• Instructions for the task
Write out the data below exactly as given, without any of its pictures.

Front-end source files
--------------------------------

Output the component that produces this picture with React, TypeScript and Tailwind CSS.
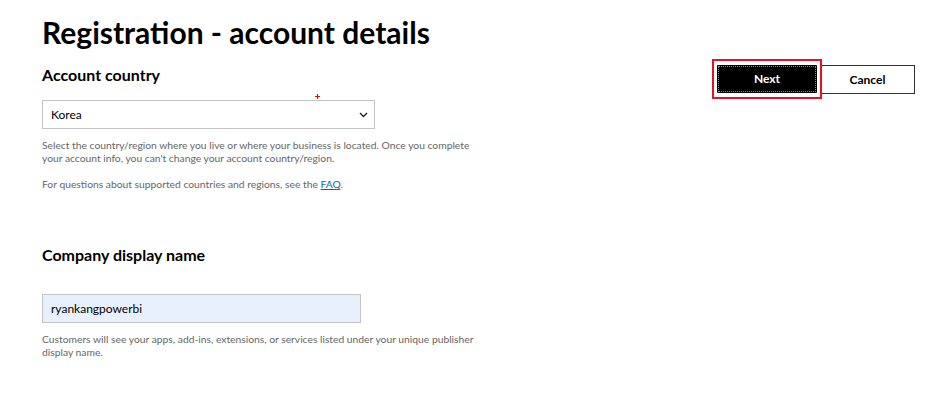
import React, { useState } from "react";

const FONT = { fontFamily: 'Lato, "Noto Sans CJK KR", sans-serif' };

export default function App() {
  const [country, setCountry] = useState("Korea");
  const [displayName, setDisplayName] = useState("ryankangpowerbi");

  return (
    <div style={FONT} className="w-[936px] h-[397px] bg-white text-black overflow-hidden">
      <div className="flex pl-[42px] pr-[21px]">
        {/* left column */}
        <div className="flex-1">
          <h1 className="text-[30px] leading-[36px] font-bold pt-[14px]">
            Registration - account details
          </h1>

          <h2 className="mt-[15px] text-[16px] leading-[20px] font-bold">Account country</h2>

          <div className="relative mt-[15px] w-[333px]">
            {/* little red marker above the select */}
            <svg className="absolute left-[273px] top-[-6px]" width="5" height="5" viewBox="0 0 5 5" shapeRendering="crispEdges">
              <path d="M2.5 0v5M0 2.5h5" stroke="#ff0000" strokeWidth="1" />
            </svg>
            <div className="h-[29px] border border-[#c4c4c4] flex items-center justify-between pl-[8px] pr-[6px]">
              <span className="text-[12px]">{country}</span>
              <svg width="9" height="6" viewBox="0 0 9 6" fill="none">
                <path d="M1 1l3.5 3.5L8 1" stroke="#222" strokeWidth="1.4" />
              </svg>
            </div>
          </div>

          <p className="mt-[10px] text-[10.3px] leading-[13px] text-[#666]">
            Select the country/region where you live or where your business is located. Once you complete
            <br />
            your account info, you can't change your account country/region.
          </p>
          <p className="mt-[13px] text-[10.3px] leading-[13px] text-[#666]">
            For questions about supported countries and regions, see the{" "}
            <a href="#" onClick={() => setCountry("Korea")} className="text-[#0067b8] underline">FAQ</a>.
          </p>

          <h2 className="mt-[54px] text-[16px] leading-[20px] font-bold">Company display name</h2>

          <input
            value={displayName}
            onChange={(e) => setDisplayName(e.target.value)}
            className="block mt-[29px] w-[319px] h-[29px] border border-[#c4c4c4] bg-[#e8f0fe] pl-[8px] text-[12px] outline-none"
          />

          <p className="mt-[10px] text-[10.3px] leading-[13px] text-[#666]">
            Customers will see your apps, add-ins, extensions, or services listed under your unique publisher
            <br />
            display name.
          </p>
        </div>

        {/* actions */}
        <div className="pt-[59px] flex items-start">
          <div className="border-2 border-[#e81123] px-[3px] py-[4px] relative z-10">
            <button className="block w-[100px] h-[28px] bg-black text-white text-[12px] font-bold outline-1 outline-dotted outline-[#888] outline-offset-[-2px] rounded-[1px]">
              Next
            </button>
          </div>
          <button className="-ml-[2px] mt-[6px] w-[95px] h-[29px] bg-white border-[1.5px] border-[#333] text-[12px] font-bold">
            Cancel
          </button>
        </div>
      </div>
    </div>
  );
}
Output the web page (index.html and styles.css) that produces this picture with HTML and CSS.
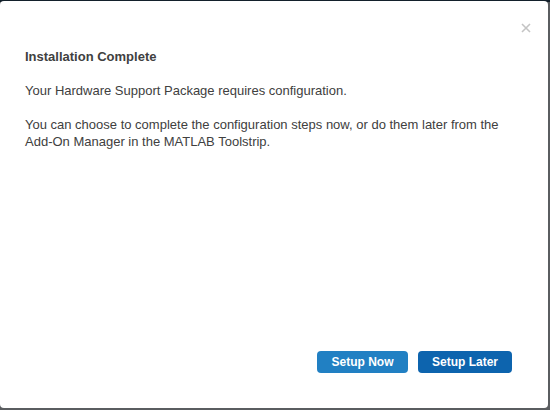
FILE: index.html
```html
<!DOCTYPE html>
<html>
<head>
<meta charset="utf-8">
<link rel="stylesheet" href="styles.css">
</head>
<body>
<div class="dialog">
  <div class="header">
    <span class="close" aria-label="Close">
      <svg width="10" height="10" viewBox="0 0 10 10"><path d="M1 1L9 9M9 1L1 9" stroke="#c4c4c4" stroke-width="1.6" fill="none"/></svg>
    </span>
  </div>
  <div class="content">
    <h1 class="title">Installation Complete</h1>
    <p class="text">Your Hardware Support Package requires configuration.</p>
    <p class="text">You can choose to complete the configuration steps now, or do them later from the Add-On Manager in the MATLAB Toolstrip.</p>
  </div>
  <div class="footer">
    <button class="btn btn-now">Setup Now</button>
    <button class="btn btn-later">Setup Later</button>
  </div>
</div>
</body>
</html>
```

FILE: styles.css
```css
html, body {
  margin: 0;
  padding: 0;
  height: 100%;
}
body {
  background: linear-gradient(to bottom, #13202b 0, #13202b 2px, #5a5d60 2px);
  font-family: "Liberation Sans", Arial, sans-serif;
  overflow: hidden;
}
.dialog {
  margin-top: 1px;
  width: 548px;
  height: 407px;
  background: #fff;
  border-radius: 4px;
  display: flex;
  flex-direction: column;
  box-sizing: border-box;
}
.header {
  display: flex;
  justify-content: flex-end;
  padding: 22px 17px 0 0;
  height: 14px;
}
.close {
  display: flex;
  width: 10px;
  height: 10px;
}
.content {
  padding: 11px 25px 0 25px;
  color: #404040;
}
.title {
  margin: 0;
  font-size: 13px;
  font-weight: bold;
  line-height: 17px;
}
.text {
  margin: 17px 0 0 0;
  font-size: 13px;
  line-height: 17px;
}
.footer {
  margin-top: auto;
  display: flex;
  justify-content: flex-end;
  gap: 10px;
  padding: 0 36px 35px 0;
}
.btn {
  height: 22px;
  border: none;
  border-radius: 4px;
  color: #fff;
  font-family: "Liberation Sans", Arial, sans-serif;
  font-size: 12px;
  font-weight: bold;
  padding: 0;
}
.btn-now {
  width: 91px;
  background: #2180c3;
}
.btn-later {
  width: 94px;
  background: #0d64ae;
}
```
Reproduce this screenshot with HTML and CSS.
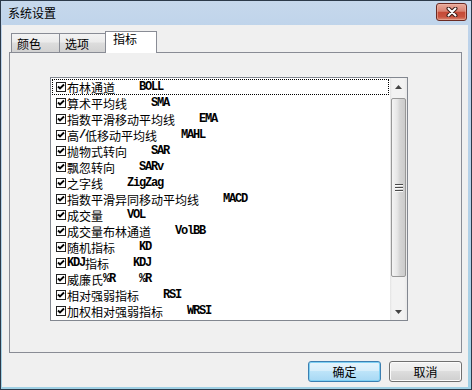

--------------------------------

• Answer for the task
Output the component that produces this picture with React, TypeScript and Tailwind CSS.
import React, { useState } from "react";

const FONT = { fontFamily: 'Lato, "Noto Sans CJK KR", sans-serif' };

export default function App() {
  const [country, setCountry] = useState("Korea");
  const [displayName, setDisplayName] = useState("ryankangpowerbi");

  return (
    <div style={FONT} className="w-[936px] h-[397px] bg-white text-black overflow-hidden">
      <div className="flex pl-[42px] pr-[21px]">
        {/* left column */}
        <div className="flex-1">
          <h1 className="text-[30px] leading-[36px] font-bold pt-[14px]">
            Registration - account details
          </h1>

          <h2 className="mt-[15px] text-[16px] leading-[20px] font-bold">Account country</h2>

          <div className="relative mt-[15px] w-[333px]">
            {/* little red marker above the select */}
            <svg className="absolute left-[273px] top-[-6px]" width="5" height="5" viewBox="0 0 5 5" shapeRendering="crispEdges">
              <path d="M2.5 0v5M0 2.5h5" stroke="#ff0000" strokeWidth="1" />
            </svg>
            <div className="h-[29px] border border-[#c4c4c4] flex items-center justify-between pl-[8px] pr-[6px]">
              <span className="text-[12px]">{country}</span>
              <svg width="9" height="6" viewBox="0 0 9 6" fill="none">
                <path d="M1 1l3.5 3.5L8 1" stroke="#222" strokeWidth="1.4" />
              </svg>
            </div>
          </div>

          <p className="mt-[10px] text-[10.3px] leading-[13px] text-[#666]">
            Select the country/region where you live or where your business is located. Once you complete
            <br />
            your account info, you can't change your account country/region.
          </p>
          <p className="mt-[13px] text-[10.3px] leading-[13px] text-[#666]">
            For questions about supported countries and regions, see the{" "}
            <a href="#" onClick={() => setCountry("Korea")} className="text-[#0067b8] underline">FAQ</a>.
          </p>

          <h2 className="mt-[54px] text-[16px] leading-[20px] font-bold">Company display name</h2>

          <input
            value={displayName}
            onChange={(e) => setDisplayName(e.target.value)}
            className="block mt-[29px] w-[319px] h-[29px] border border-[#c4c4c4] bg-[#e8f0fe] pl-[8px] text-[12px] outline-none"
          />

          <p className="mt-[10px] text-[10.3px] leading-[13px] text-[#666]">
            Customers will see your apps, add-ins, extensions, or services listed under your unique publisher
            <br />
            display name.
          </p>
        </div>

        {/* actions */}
        <div className="pt-[59px] flex items-start">
          <div className="border-2 border-[#e81123] px-[3px] py-[4px] relative z-10">
            <button className="block w-[100px] h-[28px] bg-black text-white text-[12px] font-bold outline-1 outline-dotted outline-[#888] outline-offset-[-2px] rounded-[1px]">
              Next
            </button>
          </div>
          <button className="-ml-[2px] mt-[6px] w-[95px] h-[29px] bg-white border-[1.5px] border-[#333] text-[12px] font-bold">
            Cancel
          </button>
        </div>
      </div>
    </div>
  );
}
Output the web page (index.html and styles.css) that produces this picture with HTML and CSS.
FILE: index.html
```html
<!DOCTYPE html>
<html>
<head>
<meta charset="utf-8">
<link rel="stylesheet" href="styles.css">
</head>
<body>
<div class="dialog">
  <div class="header">
    <span class="close" aria-label="Close">
      <svg width="10" height="10" viewBox="0 0 10 10"><path d="M1 1L9 9M9 1L1 9" stroke="#c4c4c4" stroke-width="1.6" fill="none"/></svg>
    </span>
  </div>
  <div class="content">
    <h1 class="title">Installation Complete</h1>
    <p class="text">Your Hardware Support Package requires configuration.</p>
    <p class="text">You can choose to complete the configuration steps now, or do them later from the Add-On Manager in the MATLAB Toolstrip.</p>
  </div>
  <div class="footer">
    <button class="btn btn-now">Setup Now</button>
    <button class="btn btn-later">Setup Later</button>
  </div>
</div>
</body>
</html>
```

FILE: styles.css
```css
html, body {
  margin: 0;
  padding: 0;
  height: 100%;
}
body {
  background: linear-gradient(to bottom, #13202b 0, #13202b 2px, #5a5d60 2px);
  font-family: "Liberation Sans", Arial, sans-serif;
  overflow: hidden;
}
.dialog {
  margin-top: 1px;
  width: 548px;
  height: 407px;
  background: #fff;
  border-radius: 4px;
  display: flex;
  flex-direction: column;
  box-sizing: border-box;
}
.header {
  display: flex;
  justify-content: flex-end;
  padding: 22px 17px 0 0;
  height: 14px;
}
.close {
  display: flex;
  width: 10px;
  height: 10px;
}
.content {
  padding: 11px 25px 0 25px;
  color: #404040;
}
.title {
  margin: 0;
  font-size: 13px;
  font-weight: bold;
  line-height: 17px;
}
.text {
  margin: 17px 0 0 0;
  font-size: 13px;
  line-height: 17px;
}
.footer {
  margin-top: auto;
  display: flex;
  justify-content: flex-end;
  gap: 10px;
  padding: 0 36px 35px 0;
}
.btn {
  height: 22px;
  border: none;
  border-radius: 4px;
  color: #fff;
  font-family: "Liberation Sans", Arial, sans-serif;
  font-size: 12px;
  font-weight: bold;
  padding: 0;
}
.btn-now {
  width: 91px;
  background: #2180c3;
}
.btn-later {
  width: 94px;
  background: #0d64ae;
}
```
Reproduce this screenshot with HTML and CSS.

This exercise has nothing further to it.